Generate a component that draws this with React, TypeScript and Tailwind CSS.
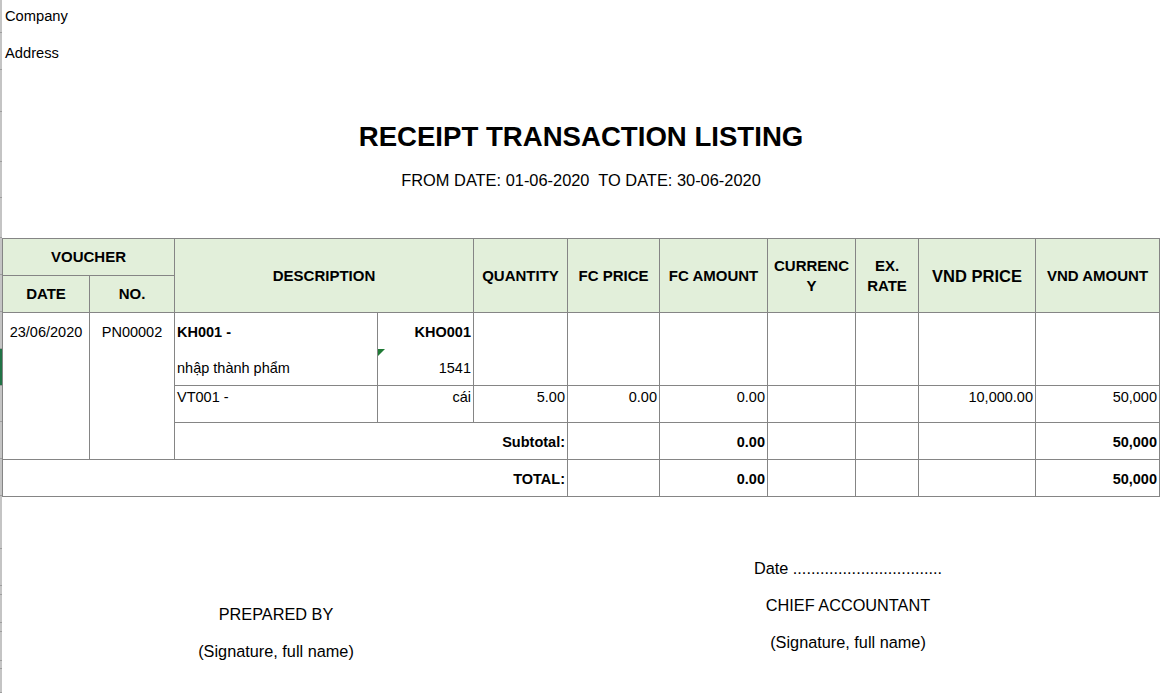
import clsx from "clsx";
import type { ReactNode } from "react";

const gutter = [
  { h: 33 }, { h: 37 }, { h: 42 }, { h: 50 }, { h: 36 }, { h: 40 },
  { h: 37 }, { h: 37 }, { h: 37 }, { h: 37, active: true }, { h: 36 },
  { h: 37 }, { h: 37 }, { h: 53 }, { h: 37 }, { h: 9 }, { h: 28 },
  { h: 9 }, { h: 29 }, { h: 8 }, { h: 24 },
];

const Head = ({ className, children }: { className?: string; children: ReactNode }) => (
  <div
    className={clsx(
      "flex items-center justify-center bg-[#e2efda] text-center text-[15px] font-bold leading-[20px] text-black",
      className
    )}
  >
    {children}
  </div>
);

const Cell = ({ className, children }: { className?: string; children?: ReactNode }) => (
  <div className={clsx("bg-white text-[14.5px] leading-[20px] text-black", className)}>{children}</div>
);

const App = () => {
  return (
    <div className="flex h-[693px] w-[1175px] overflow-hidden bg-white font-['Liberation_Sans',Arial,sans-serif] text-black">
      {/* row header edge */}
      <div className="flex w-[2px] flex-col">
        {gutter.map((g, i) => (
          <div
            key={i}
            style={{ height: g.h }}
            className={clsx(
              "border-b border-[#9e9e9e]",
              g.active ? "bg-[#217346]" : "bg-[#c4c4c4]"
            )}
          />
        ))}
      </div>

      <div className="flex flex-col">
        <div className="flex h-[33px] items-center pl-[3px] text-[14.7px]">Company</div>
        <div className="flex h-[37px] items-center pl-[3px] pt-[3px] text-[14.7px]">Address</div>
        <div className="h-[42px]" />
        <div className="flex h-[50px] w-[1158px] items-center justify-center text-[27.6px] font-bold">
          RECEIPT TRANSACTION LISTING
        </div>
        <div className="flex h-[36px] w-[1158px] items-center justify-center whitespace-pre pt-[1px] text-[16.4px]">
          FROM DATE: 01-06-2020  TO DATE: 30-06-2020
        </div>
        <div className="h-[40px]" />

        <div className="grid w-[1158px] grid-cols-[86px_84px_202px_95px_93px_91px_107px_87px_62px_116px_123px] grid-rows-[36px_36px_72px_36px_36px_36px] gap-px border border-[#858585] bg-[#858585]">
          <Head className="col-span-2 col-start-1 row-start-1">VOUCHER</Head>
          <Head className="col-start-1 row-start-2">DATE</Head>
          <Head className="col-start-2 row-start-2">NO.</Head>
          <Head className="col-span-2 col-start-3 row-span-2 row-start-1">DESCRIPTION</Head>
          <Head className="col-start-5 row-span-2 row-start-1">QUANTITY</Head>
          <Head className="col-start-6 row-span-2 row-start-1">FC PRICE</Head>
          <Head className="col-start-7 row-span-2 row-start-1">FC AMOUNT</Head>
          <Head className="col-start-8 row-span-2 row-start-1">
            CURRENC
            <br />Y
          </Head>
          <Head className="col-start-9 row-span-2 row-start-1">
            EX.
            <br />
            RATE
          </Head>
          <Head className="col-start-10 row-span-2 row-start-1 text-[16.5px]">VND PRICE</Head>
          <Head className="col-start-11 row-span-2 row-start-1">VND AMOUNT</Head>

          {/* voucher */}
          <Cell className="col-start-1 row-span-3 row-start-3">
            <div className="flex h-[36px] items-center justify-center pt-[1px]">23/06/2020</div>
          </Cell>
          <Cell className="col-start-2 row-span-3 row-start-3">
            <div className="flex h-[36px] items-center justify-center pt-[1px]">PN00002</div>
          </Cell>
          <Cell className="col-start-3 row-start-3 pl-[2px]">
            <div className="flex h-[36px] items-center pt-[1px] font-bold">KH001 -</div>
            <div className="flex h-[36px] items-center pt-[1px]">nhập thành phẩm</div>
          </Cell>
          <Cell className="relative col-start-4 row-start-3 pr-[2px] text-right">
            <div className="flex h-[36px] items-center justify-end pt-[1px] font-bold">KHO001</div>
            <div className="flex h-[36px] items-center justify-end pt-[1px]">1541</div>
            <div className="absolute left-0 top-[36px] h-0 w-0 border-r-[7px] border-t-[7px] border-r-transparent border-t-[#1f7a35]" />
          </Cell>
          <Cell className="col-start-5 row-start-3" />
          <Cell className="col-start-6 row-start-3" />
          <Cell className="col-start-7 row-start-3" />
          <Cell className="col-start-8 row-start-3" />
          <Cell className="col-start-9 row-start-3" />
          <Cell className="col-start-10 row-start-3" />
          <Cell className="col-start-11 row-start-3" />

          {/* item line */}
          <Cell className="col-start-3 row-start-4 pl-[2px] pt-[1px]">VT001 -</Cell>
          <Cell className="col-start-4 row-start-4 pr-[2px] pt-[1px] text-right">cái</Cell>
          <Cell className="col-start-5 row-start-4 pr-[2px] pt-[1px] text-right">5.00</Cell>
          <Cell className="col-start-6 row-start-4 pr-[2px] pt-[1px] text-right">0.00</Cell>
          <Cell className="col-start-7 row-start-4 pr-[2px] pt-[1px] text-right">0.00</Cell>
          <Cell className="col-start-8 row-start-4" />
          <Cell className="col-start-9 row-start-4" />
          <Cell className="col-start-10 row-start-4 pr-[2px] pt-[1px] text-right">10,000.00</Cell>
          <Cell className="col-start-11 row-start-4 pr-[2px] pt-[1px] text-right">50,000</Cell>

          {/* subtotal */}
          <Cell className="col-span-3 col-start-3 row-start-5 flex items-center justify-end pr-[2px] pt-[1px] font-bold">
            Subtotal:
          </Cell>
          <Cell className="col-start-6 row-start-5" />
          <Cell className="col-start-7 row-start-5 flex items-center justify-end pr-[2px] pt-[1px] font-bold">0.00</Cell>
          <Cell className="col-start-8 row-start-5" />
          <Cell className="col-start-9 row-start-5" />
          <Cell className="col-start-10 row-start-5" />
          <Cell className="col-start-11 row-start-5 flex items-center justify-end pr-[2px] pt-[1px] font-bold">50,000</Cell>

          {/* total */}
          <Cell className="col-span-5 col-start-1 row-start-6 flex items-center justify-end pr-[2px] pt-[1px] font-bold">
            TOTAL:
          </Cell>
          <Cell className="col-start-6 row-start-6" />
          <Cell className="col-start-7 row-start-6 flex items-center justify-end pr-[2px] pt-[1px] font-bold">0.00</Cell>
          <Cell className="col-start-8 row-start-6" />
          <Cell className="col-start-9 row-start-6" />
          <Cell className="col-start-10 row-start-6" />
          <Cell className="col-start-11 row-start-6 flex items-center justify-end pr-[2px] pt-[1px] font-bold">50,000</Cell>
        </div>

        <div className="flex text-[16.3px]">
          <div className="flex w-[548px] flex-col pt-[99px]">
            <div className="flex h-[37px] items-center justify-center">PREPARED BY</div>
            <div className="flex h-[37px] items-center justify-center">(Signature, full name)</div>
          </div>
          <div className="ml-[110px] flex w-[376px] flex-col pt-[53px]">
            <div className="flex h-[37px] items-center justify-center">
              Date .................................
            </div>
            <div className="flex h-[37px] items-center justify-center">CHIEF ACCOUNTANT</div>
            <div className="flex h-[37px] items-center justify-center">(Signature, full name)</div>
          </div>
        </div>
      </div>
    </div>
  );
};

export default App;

STATED EXERCISE: Copy the material shown above in full and exactly. Skip the pictures.

THE RESULT:
Generate a component that draws this with React, TypeScript and Tailwind CSS.
import clsx from "clsx";
import type { ReactNode } from "react";

const gutter = [
  { h: 33 }, { h: 37 }, { h: 42 }, { h: 50 }, { h: 36 }, { h: 40 },
  { h: 37 }, { h: 37 }, { h: 37 }, { h: 37, active: true }, { h: 36 },
  { h: 37 }, { h: 37 }, { h: 53 }, { h: 37 }, { h: 9 }, { h: 28 },
  { h: 9 }, { h: 29 }, { h: 8 }, { h: 24 },
];

const Head = ({ className, children }: { className?: string; children: ReactNode }) => (
  <div
    className={clsx(
      "flex items-center justify-center bg-[#e2efda] text-center text-[15px] font-bold leading-[20px] text-black",
      className
    )}
  >
    {children}
  </div>
);

const Cell = ({ className, children }: { className?: string; children?: ReactNode }) => (
  <div className={clsx("bg-white text-[14.5px] leading-[20px] text-black", className)}>{children}</div>
);

const App = () => {
  return (
    <div className="flex h-[693px] w-[1175px] overflow-hidden bg-white font-['Liberation_Sans',Arial,sans-serif] text-black">
      {/* row header edge */}
      <div className="flex w-[2px] flex-col">
        {gutter.map((g, i) => (
          <div
            key={i}
            style={{ height: g.h }}
            className={clsx(
              "border-b border-[#9e9e9e]",
              g.active ? "bg-[#217346]" : "bg-[#c4c4c4]"
            )}
          />
        ))}
      </div>

      <div className="flex flex-col">
        <div className="flex h-[33px] items-center pl-[3px] text-[14.7px]">Company</div>
        <div className="flex h-[37px] items-center pl-[3px] pt-[3px] text-[14.7px]">Address</div>
        <div className="h-[42px]" />
        <div className="flex h-[50px] w-[1158px] items-center justify-center text-[27.6px] font-bold">
          RECEIPT TRANSACTION LISTING
        </div>
        <div className="flex h-[36px] w-[1158px] items-center justify-center whitespace-pre pt-[1px] text-[16.4px]">
          FROM DATE: 01-06-2020  TO DATE: 30-06-2020
        </div>
        <div className="h-[40px]" />

        <div className="grid w-[1158px] grid-cols-[86px_84px_202px_95px_93px_91px_107px_87px_62px_116px_123px] grid-rows-[36px_36px_72px_36px_36px_36px] gap-px border border-[#858585] bg-[#858585]">
          <Head className="col-span-2 col-start-1 row-start-1">VOUCHER</Head>
          <Head className="col-start-1 row-start-2">DATE</Head>
          <Head className="col-start-2 row-start-2">NO.</Head>
          <Head className="col-span-2 col-start-3 row-span-2 row-start-1">DESCRIPTION</Head>
          <Head className="col-start-5 row-span-2 row-start-1">QUANTITY</Head>
          <Head className="col-start-6 row-span-2 row-start-1">FC PRICE</Head>
          <Head className="col-start-7 row-span-2 row-start-1">FC AMOUNT</Head>
          <Head className="col-start-8 row-span-2 row-start-1">
            CURRENC
            <br />Y
          </Head>
          <Head className="col-start-9 row-span-2 row-start-1">
            EX.
            <br />
            RATE
          </Head>
          <Head className="col-start-10 row-span-2 row-start-1 text-[16.5px]">VND PRICE</Head>
          <Head className="col-start-11 row-span-2 row-start-1">VND AMOUNT</Head>

          {/* voucher */}
          <Cell className="col-start-1 row-span-3 row-start-3">
            <div className="flex h-[36px] items-center justify-center pt-[1px]">23/06/2020</div>
          </Cell>
          <Cell className="col-start-2 row-span-3 row-start-3">
            <div className="flex h-[36px] items-center justify-center pt-[1px]">PN00002</div>
          </Cell>
          <Cell className="col-start-3 row-start-3 pl-[2px]">
            <div className="flex h-[36px] items-center pt-[1px] font-bold">KH001 -</div>
            <div className="flex h-[36px] items-center pt-[1px]">nhập thành phẩm</div>
          </Cell>
          <Cell className="relative col-start-4 row-start-3 pr-[2px] text-right">
            <div className="flex h-[36px] items-center justify-end pt-[1px] font-bold">KHO001</div>
            <div className="flex h-[36px] items-center justify-end pt-[1px]">1541</div>
            <div className="absolute left-0 top-[36px] h-0 w-0 border-r-[7px] border-t-[7px] border-r-transparent border-t-[#1f7a35]" />
          </Cell>
          <Cell className="col-start-5 row-start-3" />
          <Cell className="col-start-6 row-start-3" />
          <Cell className="col-start-7 row-start-3" />
          <Cell className="col-start-8 row-start-3" />
          <Cell className="col-start-9 row-start-3" />
          <Cell className="col-start-10 row-start-3" />
          <Cell className="col-start-11 row-start-3" />

          {/* item line */}
          <Cell className="col-start-3 row-start-4 pl-[2px] pt-[1px]">VT001 -</Cell>
          <Cell className="col-start-4 row-start-4 pr-[2px] pt-[1px] text-right">cái</Cell>
          <Cell className="col-start-5 row-start-4 pr-[2px] pt-[1px] text-right">5.00</Cell>
          <Cell className="col-start-6 row-start-4 pr-[2px] pt-[1px] text-right">0.00</Cell>
          <Cell className="col-start-7 row-start-4 pr-[2px] pt-[1px] text-right">0.00</Cell>
          <Cell className="col-start-8 row-start-4" />
          <Cell className="col-start-9 row-start-4" />
          <Cell className="col-start-10 row-start-4 pr-[2px] pt-[1px] text-right">10,000.00</Cell>
          <Cell className="col-start-11 row-start-4 pr-[2px] pt-[1px] text-right">50,000</Cell>

          {/* subtotal */}
          <Cell className="col-span-3 col-start-3 row-start-5 flex items-center justify-end pr-[2px] pt-[1px] font-bold">
            Subtotal:
          </Cell>
          <Cell className="col-start-6 row-start-5" />
          <Cell className="col-start-7 row-start-5 flex items-center justify-end pr-[2px] pt-[1px] font-bold">0.00</Cell>
          <Cell className="col-start-8 row-start-5" />
          <Cell className="col-start-9 row-start-5" />
          <Cell className="col-start-10 row-start-5" />
          <Cell className="col-start-11 row-start-5 flex items-center justify-end pr-[2px] pt-[1px] font-bold">50,000</Cell>

          {/* total */}
          <Cell className="col-span-5 col-start-1 row-start-6 flex items-center justify-end pr-[2px] pt-[1px] font-bold">
            TOTAL:
          </Cell>
          <Cell className="col-start-6 row-start-6" />
          <Cell className="col-start-7 row-start-6 flex items-center justify-end pr-[2px] pt-[1px] font-bold">0.00</Cell>
          <Cell className="col-start-8 row-start-6" />
          <Cell className="col-start-9 row-start-6" />
          <Cell className="col-start-10 row-start-6" />
          <Cell className="col-start-11 row-start-6 flex items-center justify-end pr-[2px] pt-[1px] font-bold">50,000</Cell>
        </div>

        <div className="flex text-[16.3px]">
          <div className="flex w-[548px] flex-col pt-[99px]">
            <div className="flex h-[37px] items-center justify-center">PREPARED BY</div>
            <div className="flex h-[37px] items-center justify-center">(Signature, full name)</div>
          </div>
          <div className="ml-[110px] flex w-[376px] flex-col pt-[53px]">
            <div className="flex h-[37px] items-center justify-center">
              Date .................................
            </div>
            <div className="flex h-[37px] items-center justify-center">CHIEF ACCOUNTANT</div>
            <div className="flex h-[37px] items-center justify-center">(Signature, full name)</div>
          </div>
        </div>
      </div>
    </div>
  );
};

export default App;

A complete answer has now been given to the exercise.